This template needs additional citations for verification .(June 2016) |
Location within Washington, D.C. | |
Established | April 24, 1998 |
---|---|
Location | 2020 O Street Northwest Washington, D.C. U.S. |
Coordinates | 38°54′30″N77°02′45″W / 38.9083°N 77.0459°W |
Public transit access | Dupont Circle |
Website | www |
The O Street Museum Foundation is an independent nonprofit museum located in Washington, D.C. The O Street Museum Foundation is housed in five interconnected town houses that include over 100 rooms and 80 secret doors.
The collection contains 15,000 pieces of art, 20,000 books, architecture, manuscripts, music, and memorabilia. [1] The museum includes unique music, manuscripts, rare books, art and sculpture, and different architectural styles. [2]
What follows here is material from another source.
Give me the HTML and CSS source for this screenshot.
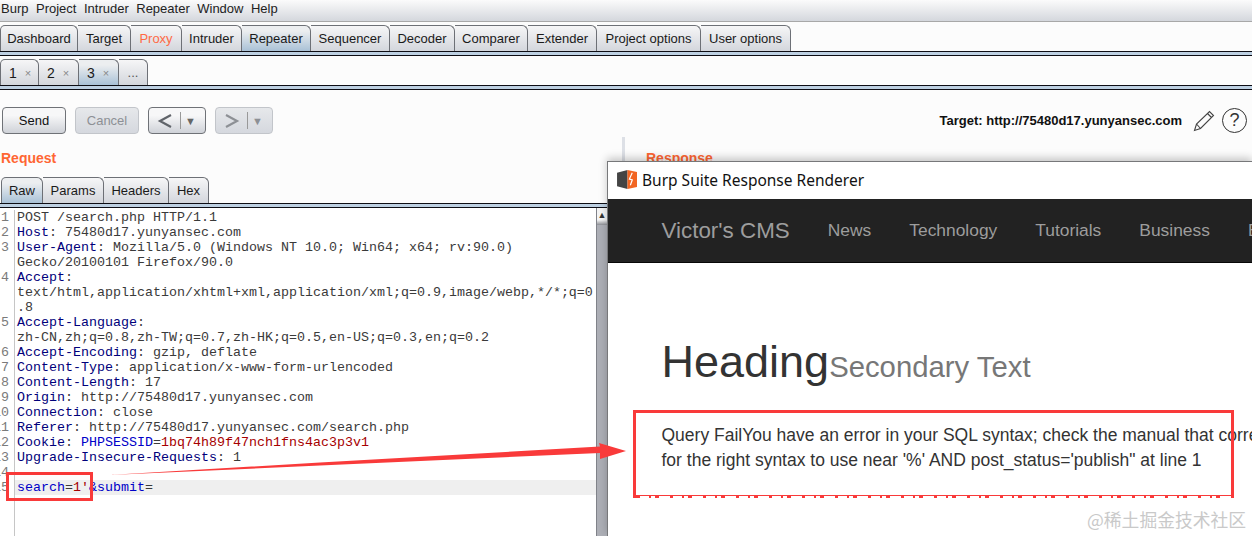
FILE: index.html
```html
<!DOCTYPE html>
<html lang="en">
<head>
<meta charset="utf-8">
<title>Burp Suite Repeater</title>
<link rel="stylesheet" href="styles.css">
</head>
<body>
<div class="app">
  <nav class="menubar">
    <span>Burp</span><span>Project</span><span>Intruder</span><span>Repeater</span><span>Window</span><span>Help</span>
  </nav>

  <div class="tabs main-tabs">
    <div class="tab w78">Dashboard</div>
    <div class="tab w53">Target</div>
    <div class="tab w51 proxy">Proxy</div>
    <div class="tab w60">Intruder</div>
    <div class="tab w69 active">Repeater</div>
    <div class="tab w79">Sequencer</div>
    <div class="tab w65">Decoder</div>
    <div class="tab w73">Comparer</div>
    <div class="tab w69">Extender</div>
    <div class="tab w104">Project options</div>
    <div class="tab w90">User options</div>
  </div>
  <div class="tabline"></div>

  <div class="tabs sub-tabs">
    <div class="tab w39 num">1<i>×</i></div>
    <div class="tab w40 num">2<i>×</i></div>
    <div class="tab w40 num active">3<i>×</i></div>
    <div class="tab w29 dots">...</div>
  </div>
  <div class="tabline"></div>

  <div class="toolbar">
    <button class="btn send">Send</button>
    <button class="btn cancel dis">Cancel</button>
    <button class="btn hist">
      <svg class="chev" viewBox="0 0 16 16"><path d="M14 2 3 8l11 6" /></svg><b class="sep"></b><span class="tri">▼</span>
    </button>
    <button class="btn hist dis">
      <svg class="chev" viewBox="0 0 16 16"><path d="M2 2l11 6-11 6" /></svg><b class="sep"></b><span class="tri">▼</span>
    </button>
    <div class="target">Target: http://75480d17.yunyansec.com</div>
    <svg class="pencil" viewBox="0 0 22 22"><path d="M1.500 20.500 3.500 14 16.500 1.500 20.500 5.500 7.500 18.500ZM3.500 14 7.500 18.500M14.500 3.500 18.500 7.500" /></svg>
    <div class="help">?</div>
  </div>

  <div class="split">
    <section class="left">
      <h2 class="title">Request</h2>
      <div class="tabs edit-tabs">
        <div class="tab w42 active">Raw</div>
        <div class="tab w61">Params</div>
        <div class="tab w65">Headers</div>
        <div class="tab w40">Hex</div>
      </div>
      <div class="tabline"></div>
      <div class="editor">
        <div class="code">
          <div class="l"><em>1</em><code>POST /search.php HTTP/1.1</code></div>
          <div class="l"><em>2</em><code><span class="h">Host</span>: 75480d17.yunyansec.com</code></div>
          <div class="l"><em>3</em><code><span class="h">User-Agent</span>: Mozilla/5.0 (Windows NT 10.0; Win64; x64; rv:90.0)</code></div>
          <div class="l"><em></em><code>Gecko/20100101 Firefox/90.0</code></div>
          <div class="l"><em>4</em><code><span class="h">Accept</span>:</code></div>
          <div class="l"><em></em><code>text/html,application/xhtml+xml,application/xml;q=0.9,image/webp,*/*;q=0</code></div>
          <div class="l"><em></em><code>.8</code></div>
          <div class="l"><em>5</em><code><span class="h">Accept-Language</span>:</code></div>
          <div class="l"><em></em><code>zh-CN,zh;q=0.8,zh-TW;q=0.7,zh-HK;q=0.5,en-US;q=0.3,en;q=0.2</code></div>
          <div class="l"><em>6</em><code><span class="h">Accept-Encoding</span>: gzip, deflate</code></div>
          <div class="l"><em>7</em><code><span class="h">Content-Type</span>: application/x-www-form-urlencoded</code></div>
          <div class="l"><em>8</em><code><span class="h">Content-Length</span>: 17</code></div>
          <div class="l"><em>9</em><code><span class="h">Origin</span>: http://75480d17.yunyansec.com</code></div>
          <div class="l"><em>10</em><code><span class="h">Connection</span>: close</code></div>
          <div class="l"><em>11</em><code><span class="h">Referer</span>: http://75480d17.yunyansec.com/search.php</code></div>
          <div class="l"><em>12</em><code><span class="h">Cookie</span>: <span class="k">PHPSESSID</span>=<span class="r">1bq74h89f47nch1fns4ac3p3v1</span></code></div>
          <div class="l"><em>13</em><code><span class="h">Upgrade-Insecure-Requests</span>: 1</code></div>
          <div class="l"><em>14</em><code></code></div>
          <div class="l cur"><em>15</em><code><span class="k">search</span>=<span class="r">1'</span><span class="k">&amp;submit</span>=</code></div>
          <div class="rest"></div>
        </div>
        <div class="scrollbar"><div class="arrow">▲</div></div>
      </div>
    </section>
    <div class="divider"></div>
    <section class="right">
      <h2 class="title">Response</h2>
    </section>
  </div>
</div>

<div class="renderer">
  <header class="win-title">
    <svg class="burp" viewBox="0 0 22 20">
      <path class="burp-d" d="M0 3 11 0V20L0 17Z"/>
      <path class="burp-o" d="M11 0 21 2V18L11 20Z"/>
      <path class="burp-w" d="M16 3 13 9.500 16 10.500 14 16"/>
    </svg>
    <span>Burp Suite Response Renderer</span>
  </header>
  <div class="navbar">
    <span class="brand">Victor's CMS</span>
    <span>News</span><span>Technology</span><span>Tutorials</span><span>Business</span><span>Education</span>
  </div>
  <div class="content">
    <h1>Heading<small>Secondary Text</small></h1>
    <p>Query FailYou have an error in your SQL syntax; check the manual that corresponds to your MySQL server version<br>for the right syntax to use near '%' AND post_status='publish" at line 1</p>
  </div>
</div>

<div class="mark box-a"></div>
<div class="mark box-b"></div>
<div class="noise"></div>
<svg class="arrow-mark" viewBox="0 0 1252 536"><path d="M109 475 320 462.500 600 446.500 599 443 626 451 600 459 600 453 320 465.500Z"/></svg>
<div class="watermark">@稀土掘金技术社区</div>
</body>
</html>
```
FILE: styles.css
```css
* { box-sizing: border-box; }
html, body { margin: 0; height: 536px; overflow: hidden; }
body { position: relative; background: #fcfcfc; font: 13px "Liberation Sans", Arial, sans-serif; color: #111; }

.app { height: 536px; display: flex; flex-direction: column; }

.menubar { height: 22px; flex: none; padding: 0 0 5px 1px; display: flex; gap: 7.5px; align-items: center; font-size: 13px; color: #222;
  background: linear-gradient(#fbfbfb, #d4d7dd); border-bottom: 1px solid #a8a8a8; }

.tabs { display: flex; align-items: flex-end; flex: none; }
.main-tabs { height: 29px; }
.sub-tabs { height: 29px; }
.tab { height: 26px; flex: none; display: flex; align-items: center; justify-content: center; font-size: 13px; color: #1a1a1a;
  border: 1px solid #6d7076; border-bottom: 0; border-left-width: 0; border-radius: 0 6px 0 0;
  background: linear-gradient(#f6f6f7, #d3d6dc); }
.tab:first-child { border-left-width: 1px; border-radius: 5px 6px 0 0; }
.tab.active { background: linear-gradient(#eceef0 20%, #a9c1d6); }
.tab.proxy { color: #ff6a45; }
.w78 { width: 78px; } .w53 { width: 53px; } .w51 { width: 51px; } .w60 { width: 60px; } .w69 { width: 69px; }
.w79 { width: 79px; } .w65 { width: 65px; } .w73 { width: 73px; } .w104 { width: 104px; } .w90 { width: 90px; }
.w39 { width: 39px; } .w40 { width: 40px; } .w29 { width: 29px; } .w42 { width: 42px; } .w61 { width: 61px; }
.num { justify-content: flex-start; padding-left: 8px; font-size: 14px; }
.num i { font-style: normal; font-size: 11px; color: #888; margin-left: 8px; }
.dots { color: #555; }

.tabline { height: 5px; flex: none; background: #bdd0e2; border-top: 1px solid #0d0d14; border-bottom: 1px solid #0d0d14; }

.toolbar { height: 47px; flex: none; display: flex; align-items: center; padding: 14px 5px 0 2px; }
.btn { height: 27px; width: 64px; padding: 0; margin-right: 9px; display: flex; align-items: center; justify-content: center;
  font: 13px "Liberation Sans", Arial, sans-serif; color: #111; border: 1px solid #6f7277; border-radius: 4px;
  background: linear-gradient(#f7f7f8 30%, #cfd2d8); }
.btn.dis { color: #8d9095; border-color: #c2c5ca; background: linear-gradient(#e6e8eb, #d5d8de); }
.hist { width: 58px; }
.chev { width: 16px; height: 16px; fill: none; stroke: #60646a; stroke-width: 2.2; margin-left: -1px; }
.dis .chev { stroke: #8d9095; }
.sep { width: 1px; height: 17px; background: #999; margin: 0 4px 0 7px; }
.tri { font-size: 11px; color: #666; }
.dis .tri { color: #8d9095; }
.target { margin-left: auto; font-size: 13px; font-weight: bold; color: #111; margin-right: 11px; }
.pencil { width: 22px; height: 22px; fill: none; stroke: #444; stroke-width: 1.1; margin-right: 7px; }
.help { width: 25px; height: 25px; border: 1.5px solid #333; border-radius: 50%; display: flex; align-items: center; justify-content: center;
  font-size: 18px; color: #333; }

.split { flex: 1; min-height: 0; display: flex; }
.left { width: 607px; flex: none; display: flex; flex-direction: column; }
.title { margin: 0; height: 40px; padding: 12px 0 0 1px; font-size: 14px; line-height: 18px; font-weight: bold; color: #ff6633; }
.edit-tabs { height: 26px; padding-left: 1px; }

.editor { flex: 1; min-height: 0; display: flex; background: #fff; }
.code { flex: 1; display: flex; flex-direction: column; padding-top: 2px; font-family: "Liberation Mono", "Courier New", monospace; font-size: 13.33px; line-height: 15px; color: #3a3a3a; }
.l { display: flex; flex: none; height: 15px; white-space: pre; }
.l em { width: 15px; flex: none; display: flex; justify-content: flex-end; padding-right: 5px; font-style: normal; color: #7a7a7a; border-right: 1px solid #c6c6c6; height: 15px; }
.l code { font: inherit; padding-left: 2px; flex: 1; }
.rest { flex: 1; margin-left: 14px; border-left: 1px solid #c6c6c6; }
.h { color: #00007a; }
.k { color: #0000c8; }
.r { color: #a60000; }
.cur code { background: #efefef; }
.scrollbar { width: 11px; flex: none; background: #adafb6; border-left: 1px solid #808289; }
.arrow { height: 17px; font-size: 9px; line-height: 15px; text-align: center; color: #333; background: linear-gradient(#f4f4f4 70%, #8c8e94); }

.divider { width: 3px; flex: none; height: 70px; margin: 0 0 0 15px; background: #dde0e6; }
.right { flex: 1; padding-left: 20px; }

.renderer { position: absolute; left: 607px; top: 161px; width: 645px; height: 375px; background: #fff; border: 1px solid #77787a; border-width: 1px 0 0 1px;
  box-shadow: 0 -3px 8px rgba(0,0,0,.22); }
.win-title { height: 37px; display: flex; align-items: center; padding: 0 0 2px 9px; gap: 4px; font: 15.5px "Noto Sans", "Open Sans", sans-serif; color: #111; }
.burp { width: 21px; height: 19px; }
.burp-d { fill: #444; }
.burp-o { fill: #f26522; }
.burp-w { fill: none; stroke: #fff; stroke-width: 1.3; }
.navbar { height: 64px; background: #222; border-bottom: 1px solid #080808; display: flex; align-items: center; gap: 38px; padding-left: 53.500px; font-size: 17.4px; color: #9d9d9d; white-space: nowrap; overflow: hidden; }
.brand { font-size: 22.4px; color: #9d9d9d; }
.content { padding: 0 0 0 53.500px; white-space: nowrap; overflow: hidden; color: #333; }
.content h1 { margin: 0; padding-top: 72px; font-size: 45px; line-height: 54px; font-weight: 400; color: #333; }
.content small { font-size: 29.3px; color: #777; }
.content p { margin: 29px 0 0; font-size: 17.5px; line-height: 25px; }

.mark { position: absolute; border: 3px solid #f93a3a; }
.box-a { left: 6px; top: 472px; width: 87px; height: 29px; }
.box-b { left: 633px; top: 410px; width: 601px; height: 88px; }
.noise { position: absolute; left: 640px; top: 496px; width: 591px; height: 2px;
  background: repeating-linear-gradient(90deg, #fff 0 9px, transparent 9px 11px, #fff 11px 15px, transparent 15px 19px, #fff 19px 30px, transparent 30px 33px); }
.arrow-mark { position: absolute; left: 0; top: 0; width: 1252px; height: 536px; pointer-events: none; }
.arrow-mark path { fill: #f93a3a; }
.watermark { position: absolute; left: 1087px; top: 508px; font: 17.8px "Noto Sans CJK SC", "Noto Sans", sans-serif; line-height: 22px; color: #c9c9c9; white-space: nowrap; }
```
The museum houses both permanent and rotating exhibits. Pieces represented in the collection are works by sculptors such as Frederic Hart and Frederic Remington, paintings by Kurt Wenner, architecture by Edward Clark, signed scripts of the Academy Award winning trilogy Lord of the Rings, letters and drawings by John Lennon [3] which were featured in the book, The John Lennon Letters by Hunter Davies, and 60 signed Gibson guitars. The signed guitar collection includes guitars from Les Paul, The Eagles, Bob Dylan, Bruce Springsteen and the E Street Band, Arlo Guthrie, Emmylou Harris, Paul Williams, The Rolling Stones, U2, Sean Lennon, and JD Souther.
Several exhibits are on rotation at the museum including Women Who Rock by Gerald Johnson, Rhythmic Rebels by photographer Sandrine Lee, and Faces of Hope, a photography retrospective of Afghanistan, Pakistan, and Darfur by Chip Duncan. Faces of Hope debuted at The 2011 World Peace Festival and is featured in the book, Enough to Go Around—Searching for Hope in Afghanistan, Pakistan & Darfur. [4]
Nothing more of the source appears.